East African countries Uganda and Tanzania are being accused of restricting trade in the East African Community (EAC) after the two recently imposed taxes on Kenyan-made confectionery products like biscuits, ice-cream, sweets, over claims that imported industrial sugar is used to produce those goods.
Certificates of origin issued by the Kenya Revenue Authority (KRA) have been rejected by the two states who have now chosen to levy 25 per cent import duty on Kenyan confectioneries, news site Business Daily reports.
In the East Africa Community common market made up of Tanzania, Kenya, Uganda, Rwanda and Burundi, free movement of locally manufactured goods within the bloc is allowed.
But authorities from Tanzania and Uganda have accused Kenyan manufacturers of trying to win the competition to their side by using industrial sugar imported under a 10 percent duty remission scheme as the region does not produce industrial sugar.

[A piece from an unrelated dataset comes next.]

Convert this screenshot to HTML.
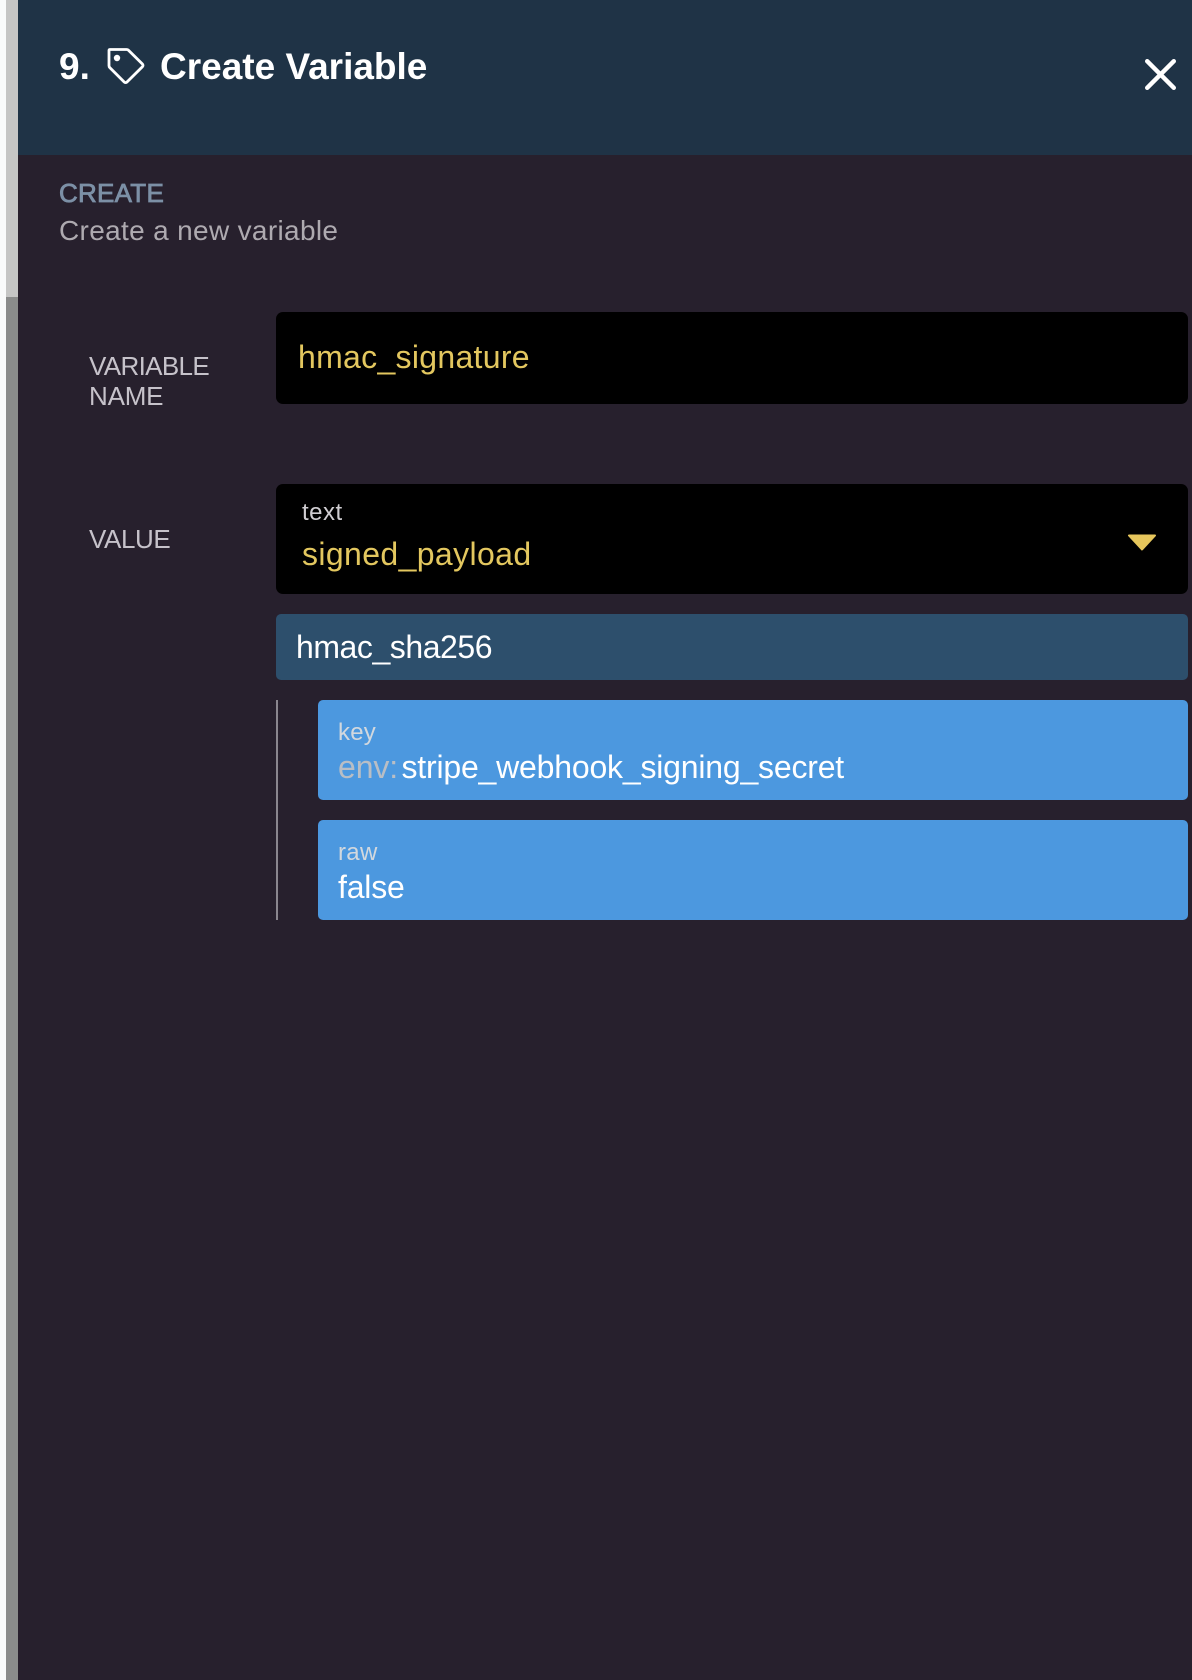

But Kenyan manufacturers have argued that Uganda and Tanzania are only using the customs taxes to restrict trade.
“This is an EAC-wide remission scheme that is available to all manufacturers in the region.
“We are not supposed to pay duty when we sell in the region because our competitors in the region also rely on industrial sugar imported under the same remission scheme,” the Kenya Association of Manufacturers (KAM) chief executive Phyllis Wakiaga was quoted by the Business Daily.
The KRA’s officer in charge of exports Julius Kihara also said the manufacturers should be safe from taxes as long as the trade volume falls within the 20,000 metric regional quotas.
This is not the first time certificates of origin from Kenya are being rejected in the region. Acceptance of the certificates assures that Kenyan goods enter Uganda and Tanzania tax-free.
But last year, firms producing items like textiles, lubricants, and cement went through the similar restriction issues.